Despite all his accomplishments and international recognition, Ben Robertson is, as Dr. Alan Grubb describes him, "one of those overlooked Clemson graduates." The Ben Robertson Society Creative Inquiry, led by Grubb and Dr. Beatrice Bailey, is trying to change this. Their goal is to bring further recognition to Ben Robertson and to honor his legacy as a champion of freedoms throughout the world and as an interpreter of his beloved upcountry South Carolina.
To create a larger awareness for Ben Robertson, they worked with interested students to help found a new undergraduate organization, The Ben Robertson Society. Bailey describes this undertaking as a challenging yet "exciting venture and a good way for students to begin sharing their research, preservation, and civic outreach projects with others."

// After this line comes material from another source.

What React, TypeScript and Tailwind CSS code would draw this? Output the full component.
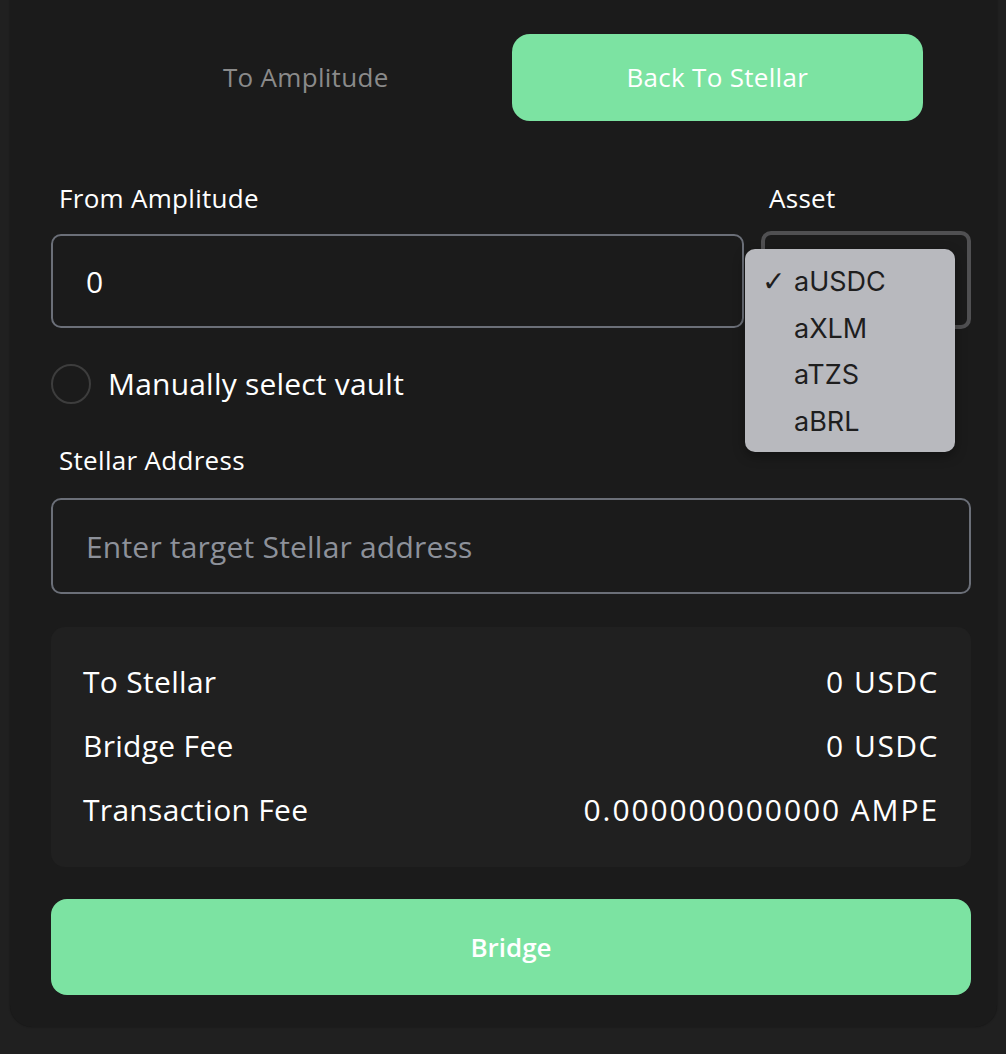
import React from "react";

export default function App() {
  return (
    <div className="min-h-[1054px] w-[1006px] bg-[#202020] overflow-hidden" style={{ fontFamily: "'Open Sans', 'Noto Sans', sans-serif" }}>
      <div className="ml-[10px] mr-[9px] -mt-[20px] h-[1047px] rounded-b-[22px] bg-[#1b1b1b] shadow-[0_0_2px_rgba(0,0,0,0.4)] pl-[41px] pr-[26px] pt-[54px]">
        {/* Tabs */}
        <div className="flex ml-[49px] mr-[48px] h-[87px]">
          <button className="flex-1 flex items-center justify-center text-[26px] text-[#8a8a8a] tracking-[0.3px]">
            To Amplitude
          </button>
          <button className="flex-1 flex items-center justify-center rounded-[18px] bg-[#7ce3a2] text-[26px] text-white tracking-[0.3px]">
            Back To Stellar
          </button>
        </div>

        {/* From + Asset */}
        <div className="flex mt-[60px] gap-[17px]">
          <div className="flex-1">
            <div className="pl-[8px] text-[26px] leading-[34px] text-white tracking-[0.3px]">From Amplitude</div>
            <div className="mt-[19px] h-[94px] rounded-[10px] border-2 border-[#6b6f78] flex items-center pl-[33px] text-[30px] text-white">0</div>
          </div>
          <div className="w-[210px] relative">
            <div className="pl-[8px] text-[26px] leading-[34px] text-white tracking-[0.3px]">Asset</div>
            <div className="mt-[16px] h-[98px] rounded-[10px] border-[4px] border-[#505052] bg-[#1b1b1b]" />
            <div className="absolute left-[-16px] top-[68px] w-[210px] h-[203px] rounded-[10px] bg-[#b8b9be] shadow-[0_4px_12px_rgba(0,0,0,0.35)] pt-[10px] text-[27px] text-[#1e1e1e]" style={{ fontFamily: "Inter, sans-serif" }}>
              {["aUSDC", "aXLM", "aTZS", "aBRL"].map((t, i) => (
                <div key={t} className="flex items-center h-[46.5px]">
                  <span className="w-[49px] pl-[17px] text-[28px] font-bold" style={{ fontFamily: "'DejaVu Sans', sans-serif" }}>{i === 0 ? "✓" : ""}</span>
                  <span>{t}</span>
                </div>
              ))}
            </div>
          </div>
        </div>

        {/* Checkbox */}
        <div className="flex items-center mt-[35px] gap-[17px] h-[40px]">
          <div className="w-[40px] h-[40px] rounded-full border-2 border-[#3d3d3d]" />
          <span className="text-[30px] leading-[40px] text-white tracking-[0.2px]">Manually select vault</span>
        </div>

        {/* Stellar Address */}
        <div className="mt-[39px] pl-[8px] text-[26px] leading-[34px] text-white tracking-[0.3px]">Stellar Address</div>
        <div className="mt-[21px] h-[96px] rounded-[10px] border-2 border-[#6b6f78] flex items-center pl-[33px] text-[30px] text-[#8d919a] tracking-[0.2px]">
          Enter target Stellar address
        </div>

        {/* Summary */}
        <div className="mt-[33px] h-[240px] rounded-[14px] bg-[#202020] px-[32px] pt-[22px] text-[30px] text-white tracking-[0.3px]">
          <div className="flex justify-between h-[64px] items-center"><span>To Stellar</span><span className="tracking-[1.5px]">0 USDC</span></div>
          <div className="flex justify-between h-[64px] items-center"><span>Bridge Fee</span><span className="tracking-[1.5px]">0 USDC</span></div>
          <div className="flex justify-between h-[64px] items-center"><span>Transaction Fee</span><span className="tracking-[1.9px]">0.000000000000 AMPE</span></div>
        </div>

        {/* Bridge */}
        <button className="mt-[32px] w-full h-[96px] rounded-[16px] bg-[#7ce3a2] text-[26px] font-semibold text-white flex items-center justify-center">
          Bridge
        </button>
      </div>
    </div>
  );
}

Students are developing an online museum that includes images, articles, unpublished manuscripts and research about Ben Robertson. It will also offer details about Ben Robertson Society's events and efforts. Eventually, the online museum may include a digital archive of Clemson's Ben Robertson Papers currently housed in Special Collections. Aside from creating the online museum, students are making resource guides for Ben Robertson's texts to be used in public schools throughout South Carolina. Each semester focuses on a different Ben Robertson book. This past fall, they made a resource guide for I Saw England.
Through this Creative Inquiry, Grubb notes, students have not only gained insight into Ben Robertson's life, but they have experienced "a tremendous sense of discovery." One of the students, Richard Moore, felt a special connection to Ben Robertson because, like Robertson, Moore is also in ROTC. Robertson was in the inaugural ROTC class offered at Clemson, begun after World War I to prepare students for any possible future military action. Through his research, Moore discovered the rigorous demands of ROTC back then and noted that Robertson learned to use a machine gun while here.
This Creative Inquiry really grew from Grubb's interest in promoting Clemson alumni who have been overlooked, and from Bailey's ongoing research into the life and legacy of this down-home internationalist who proved a champion of universal freedoms throughout the world. Ben Robertson is the perfect example of a Clemson graduate whose life may have been forgotten by the University, yet whose legacy should be commemorated. As Bailey says, "He is an alum, he belongs to all the students."